◆ JOB:
Copy each line of the data below exactly, leaving out pictures.

◆ SOURCE EXCERPT:

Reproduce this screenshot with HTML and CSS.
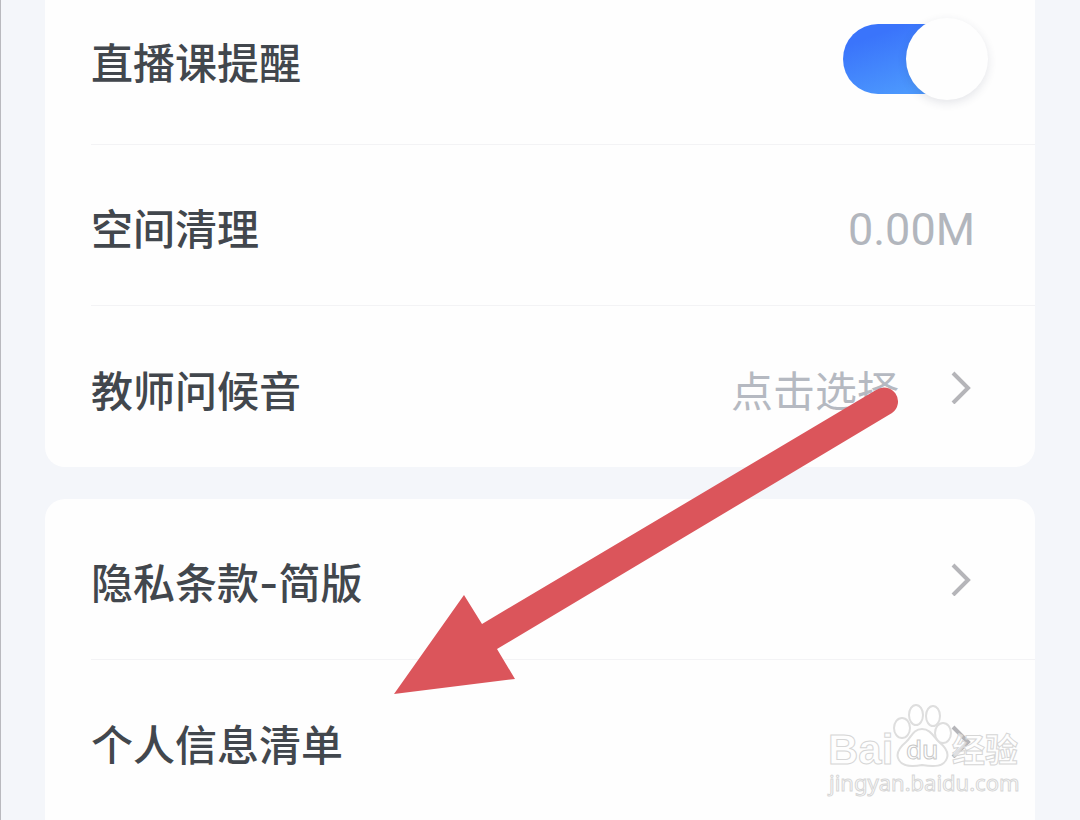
FILE: index.html
```html
<!DOCTYPE html>
<html lang="zh-CN">
<head>
    <meta charset="UTF-8">
    <meta name="viewport" content="width=device-width, initial-scale=1.0">
    <title>设置</title>
    <link rel="stylesheet" href="styles.css">
</head>
<body>
    <main class="settings">
        <section class="card card-top">
            <div class="row row-switch">
                <label class="label" for="liveRemind">直播课提醒</label>
                <input type="checkbox" class="switch" id="liveRemind" checked>
            </div>
            <div class="row">
                <span class="label">空间清理</span>
                <span class="value size">0.00M</span>
            </div>
            <a href="#greeting" class="row">
                <span class="label">教师问候音</span>
                <span class="value">点击选择</span>
                <svg class="chevron" viewBox="0 0 20 34"><path d="M2 3l15 15L2 33"/></svg>
            </a>
        </section>

        <section class="card card-bottom">
            <a href="#privacy" class="row">
                <span class="label">隐私条款-简版</span>
                <svg class="chevron" viewBox="0 0 20 34"><path d="M2 3l15 15L2 33"/></svg>
            </a>
            <a href="#info" class="row">
                <span class="label">个人信息清单</span>
                <svg class="chevron" viewBox="0 0 20 34"><path d="M2 3l15 15L2 33"/></svg>
            </a>
        </section>
    </main>

    <svg class="arrow" viewBox="0 0 506 314">
        <path d="M1 310L71 211L89 240L483 6A14 14 0 0 1 499 29L104 265L122 295Z"/>
    </svg>

    <svg class="watermark" viewBox="0 0 200 100">
        <text class="wm-name" x="4" y="64">Bai</text>
        <g class="paw">
            <ellipse cx="78" cy="28" rx="8" ry="10"/>
            <ellipse cx="92" cy="15" rx="7" ry="10"/>
            <ellipse cx="109" cy="16" rx="7" ry="10"/>
            <ellipse cx="119" cy="33" rx="8" ry="10"/>
            <path d="M98 29c-9 0-11 9-16 13c-6 5-10 10-8 16c3 9 13 9 24 7c12 2 22 2 25-7c2-6-3-12-8-16c-5-4-8-13-17-13z"/>
        </g>
        <text class="wm-du" x="82" y="59">du</text>
        <text class="wm-cn" x="128" y="62">经验</text>
        <text class="wm-url" x="5" y="91">jingyan.baidu.com</text>
    </svg>
</body>
</html>
```
FILE: styles.css
```css
* {
    box-sizing: border-box;
}
body {
    margin: 0;
    min-height: 100vh;
    position: relative;
    background-color: #f4f6fa;
    border-left: 1px solid #b9b9be;
    font-family: Inter, 'Noto Sans CJK SC', sans-serif;
    overflow-x: hidden;
}
.settings {
    display: flex;
    flex-direction: column;
    gap: 32px;
    padding: 0 45px 0 44px;
}
.card {
    background-color: #fefefe;
    padding-left: 46px;
}
.card-top {
    border-radius: 0 0 20px 20px;
}
.card-bottom {
    border-radius: 20px 20px 0 0;
}
.row {
    display: flex;
    align-items: center;
    min-height: 161px;
    padding-right: 60px;
    border-bottom: 1px solid #f3f3f5;
    color: #42474d;
    text-decoration: none;
}
.row:last-child {
    border-bottom: none;
}
.row-switch {
    min-height: 145px;
    padding-right: 47px;
    padding-bottom: 26px;
}
.label {
    flex: 1;
    padding-top: 10px;
    font-size: 42px;
    line-height: 60px;
    font-weight: 500;
}
.value {
    padding-top: 10px;
    font-size: 42px;
    line-height: 60px;
    color: #b5b9c1;
}
.value.size {
    font-family: Roboto, sans-serif;
    font-size: 45px;
    color: #b2b6bd;
}
.chevron {
    width: 20px;
    height: 34px;
    margin: 0 4px 0 52px;
    fill: none;
    stroke: #b5b5b9;
    stroke-width: 4;
}
.switch {
    appearance: none;
    position: relative;
    width: 145px;
    height: 70px;
    margin: 0;
    border-radius: 35px;
    background: #dcdfe5;
    cursor: pointer;
}
.switch:checked {
    background: linear-gradient(160deg, #3a74fb 20%, #4c98fd 80%) no-repeat;
    background-size: 120px 100%;
}
.switch::before {
    content: "";
    position: absolute;
    top: -6px;
    left: 0;
    width: 82px;
    height: 82px;
    border-radius: 50%;
    background-color: #fefefe;
    box-shadow: 0 3px 10px rgba(40, 50, 80, 0.12);
}
.switch:checked::before {
    left: auto;
    right: 0;
}
.arrow {
    position: absolute;
    top: 384px;
    left: 392px;
    width: 506px;
    height: 314px;
    fill: #db555b;
    pointer-events: none;
}
.watermark {
    position: absolute;
    top: 700px;
    right: 56px;
    width: 200px;
    height: 100px;
    fill: rgba(255, 255, 255, 0.6);
    stroke: #d6d6d6;
    stroke-width: 1;
    pointer-events: none;
}
.paw {
    stroke: #dedede;
    stroke-width: 2;
}
.wm-name {
    font-family: 'Liberation Sans', Arial, sans-serif;
    font-size: 42px;
    font-weight: 700;
}
.wm-du {
    font-family: 'Noto Sans', sans-serif;
    font-size: 26px;
    font-weight: 500;
    stroke: #c8c8c8;
}
.wm-cn {
    font-family: 'Noto Sans CJK SC', sans-serif;
    font-size: 33px;
    font-weight: 700;
}
.wm-url {
    font-family: 'Noto Sans', sans-serif;
    font-size: 22px;
}
```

◆ TASK ANSWER:
Reproduce this screenshot with HTML and CSS.
FILE: index.html
```html
<!DOCTYPE html>
<html lang="zh-CN">
<head>
    <meta charset="UTF-8">
    <meta name="viewport" content="width=device-width, initial-scale=1.0">
    <title>设置</title>
    <link rel="stylesheet" href="styles.css">
</head>
<body>
    <main class="settings">
        <section class="card card-top">
            <div class="row row-switch">
                <label class="label" for="liveRemind">直播课提醒</label>
                <input type="checkbox" class="switch" id="liveRemind" checked>
            </div>
            <div class="row">
                <span class="label">空间清理</span>
                <span class="value size">0.00M</span>
            </div>
            <a href="#greeting" class="row">
                <span class="label">教师问候音</span>
                <span class="value">点击选择</span>
                <svg class="chevron" viewBox="0 0 20 34"><path d="M2 3l15 15L2 33"/></svg>
            </a>
        </section>

        <section class="card card-bottom">
            <a href="#privacy" class="row">
                <span class="label">隐私条款-简版</span>
                <svg class="chevron" viewBox="0 0 20 34"><path d="M2 3l15 15L2 33"/></svg>
            </a>
            <a href="#info" class="row">
                <span class="label">个人信息清单</span>
                <svg class="chevron" viewBox="0 0 20 34"><path d="M2 3l15 15L2 33"/></svg>
            </a>
        </section>
    </main>

    <svg class="arrow" viewBox="0 0 506 314">
        <path d="M1 310L71 211L89 240L483 6A14 14 0 0 1 499 29L104 265L122 295Z"/>
    </svg>

    <svg class="watermark" viewBox="0 0 200 100">
        <text class="wm-name" x="4" y="64">Bai</text>
        <g class="paw">
            <ellipse cx="78" cy="28" rx="8" ry="10"/>
            <ellipse cx="92" cy="15" rx="7" ry="10"/>
            <ellipse cx="109" cy="16" rx="7" ry="10"/>
            <ellipse cx="119" cy="33" rx="8" ry="10"/>
            <path d="M98 29c-9 0-11 9-16 13c-6 5-10 10-8 16c3 9 13 9 24 7c12 2 22 2 25-7c2-6-3-12-8-16c-5-4-8-13-17-13z"/>
        </g>
        <text class="wm-du" x="82" y="59">du</text>
        <text class="wm-cn" x="128" y="62">经验</text>
        <text class="wm-url" x="5" y="91">jingyan.baidu.com</text>
    </svg>
</body>
</html>
```
FILE: styles.css
```css
* {
    box-sizing: border-box;
}
body {
    margin: 0;
    min-height: 100vh;
    position: relative;
    background-color: #f4f6fa;
    border-left: 1px solid #b9b9be;
    font-family: Inter, 'Noto Sans CJK SC', sans-serif;
    overflow-x: hidden;
}
.settings {
    display: flex;
    flex-direction: column;
    gap: 32px;
    padding: 0 45px 0 44px;
}
.card {
    background-color: #fefefe;
    padding-left: 46px;
}
.card-top {
    border-radius: 0 0 20px 20px;
}
.card-bottom {
    border-radius: 20px 20px 0 0;
}
.row {
    display: flex;
    align-items: center;
    min-height: 161px;
    padding-right: 60px;
    border-bottom: 1px solid #f3f3f5;
    color: #42474d;
    text-decoration: none;
}
.row:last-child {
    border-bottom: none;
}
.row-switch {
    min-height: 145px;
    padding-right: 47px;
    padding-bottom: 26px;
}
.label {
    flex: 1;
    padding-top: 10px;
    font-size: 42px;
    line-height: 60px;
    font-weight: 500;
}
.value {
    padding-top: 10px;
    font-size: 42px;
    line-height: 60px;
    color: #b5b9c1;
}
.value.size {
    font-family: Roboto, sans-serif;
    font-size: 45px;
    color: #b2b6bd;
}
.chevron {
    width: 20px;
    height: 34px;
    margin: 0 4px 0 52px;
    fill: none;
    stroke: #b5b5b9;
    stroke-width: 4;
}
.switch {
    appearance: none;
    position: relative;
    width: 145px;
    height: 70px;
    margin: 0;
    border-radius: 35px;
    background: #dcdfe5;
    cursor: pointer;
}
.switch:checked {
    background: linear-gradient(160deg, #3a74fb 20%, #4c98fd 80%) no-repeat;
    background-size: 120px 100%;
}
.switch::before {
    content: "";
    position: absolute;
    top: -6px;
    left: 0;
    width: 82px;
    height: 82px;
    border-radius: 50%;
    background-color: #fefefe;
    box-shadow: 0 3px 10px rgba(40, 50, 80, 0.12);
}
.switch:checked::before {
    left: auto;
    right: 0;
}
.arrow {
    position: absolute;
    top: 384px;
    left: 392px;
    width: 506px;
    height: 314px;
    fill: #db555b;
    pointer-events: none;
}
.watermark {
    position: absolute;
    top: 700px;
    right: 56px;
    width: 200px;
    height: 100px;
    fill: rgba(255, 255, 255, 0.6);
    stroke: #d6d6d6;
    stroke-width: 1;
    pointer-events: none;
}
.paw {
    stroke: #dedede;
    stroke-width: 2;
}
.wm-name {
    font-family: 'Liberation Sans', Arial, sans-serif;
    font-size: 42px;
    font-weight: 700;
}
.wm-du {
    font-family: 'Noto Sans', sans-serif;
    font-size: 26px;
    font-weight: 500;
    stroke: #c8c8c8;
}
.wm-cn {
    font-family: 'Noto Sans CJK SC', sans-serif;
    font-size: 33px;
    font-weight: 700;
}
.wm-url {
    font-family: 'Noto Sans', sans-serif;
    font-size: 22px;
}
```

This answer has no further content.